David R. “Poppa” Alexander


When I first saw “Little Joe” he was about eight
He came around one night and the hour was kind of late.
At first we were cautious because a kid in Viet Nam was suspicious
And he looked malicious.

Carefully he moved closer and closer and with broken English he asked,
“Could you GIs give me some food?” wearing fear as a mask.
He wore nothing but a pair of shorts and ole dirty shirt
And with the visible wounds one could tell he had been hurt.

After careful examination and a good look around
He was allowed to come into the perimeter and sat on the ground.
The men took an instant liking to Joe and soon he had what food we could provide.
He told of how the Viet Cong had tortured his mother and yesterday she had died.

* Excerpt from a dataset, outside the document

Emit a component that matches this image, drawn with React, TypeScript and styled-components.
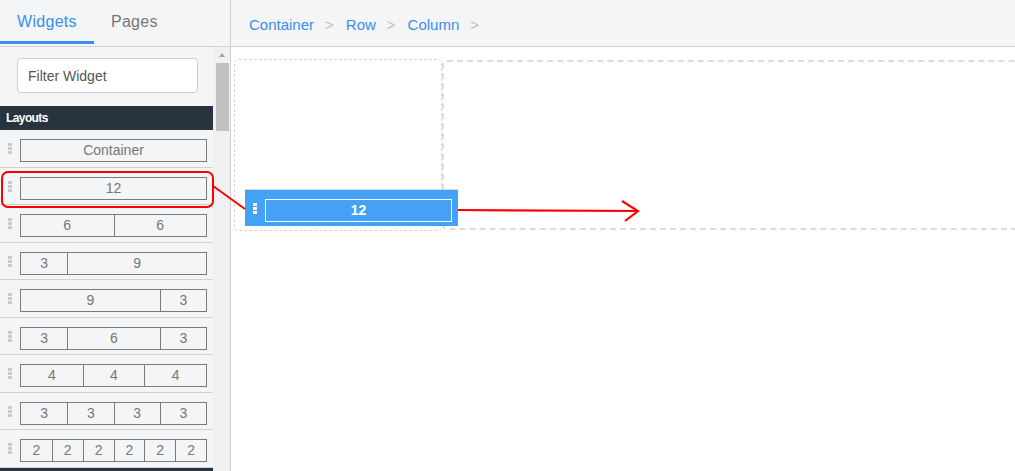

“Little Joe” was grateful for the food and was soon on his way
But like a stray cat or dog he showed up the next day.
In the daylight, his wounds could be seen better by our medic doc.
We once again fed “Little Joe” and his wounds were cleaned and bandaged by doc.

“Little Joe” we saw every now and then
He was always thankful and to this day I think we all still have a friend.
“Little Joe” was just one child caught up in the war
Lost all of his family and still a smile “Little Joe” always wore.

I think of “Little Joe” every now and then
I’ve got pictures at home of him and remember him along with a lot of my men.
Even though we all lost a lot in the war in Nam
It makes me feel a little better knowing that “Little Joe”
was comforted in the land of the DAMNED


In late July 1967 while making a standard stand down to allow for rest and light duty, “Little Joe” came into our lives.

Joe was all of 10 years old and was wounded in the left arm and leg; he was walking with a limp and was obviously hurting. At first we were leery of Joe as a lot of kids were sent by the VC (Viet Cong) to simply blow themselves up, as well as anyone close by.

But Joe was different from the start and was soon eating C-Rations with all of us.

Doc took a look at the wounds that weren’t serious and cleaned and bandaged them. Soon with broken English Joe was telling of his family, how his father was killed a couple of weeks ago in his village and then the VC came back and killed his mother. Little Joe survived by hiding in a nearby creek until the VC had gone. He had been wondering from that day until now.

Joe was just one of many in the countryside that seemed to be without family or anything at all. We couldn’t take Joe with us but we gave him food and Doc dressed his wounds again and we were off on another mission.

In a couple of weeks we were back in almost the same location and sure enough there was Joe. He smiled and waved long before we got there and was glad to see us. He told us that the VC had come by a couple of days ago but he hadn’t seen them afterwards. Well as one would expect Joe was again hungry and needed to have his wounds looked at.

We moved out the next morning on foot and to our surprise at the end of the day we were setting up a defensive perimeter for the night and there was Joe. That little rascal had some way followed us all day. Well we couldn’t see letting him go now so we fed him and explained he must be quiet. He spent the night.

We saw Joe now and then until we moved farther north and Little Joe was once again left behind.

Sometimes I wonder if Little Joe made it o.k. or if the had died. But I do know one thing we all loved that little fellow and will never forget “Little Joe”.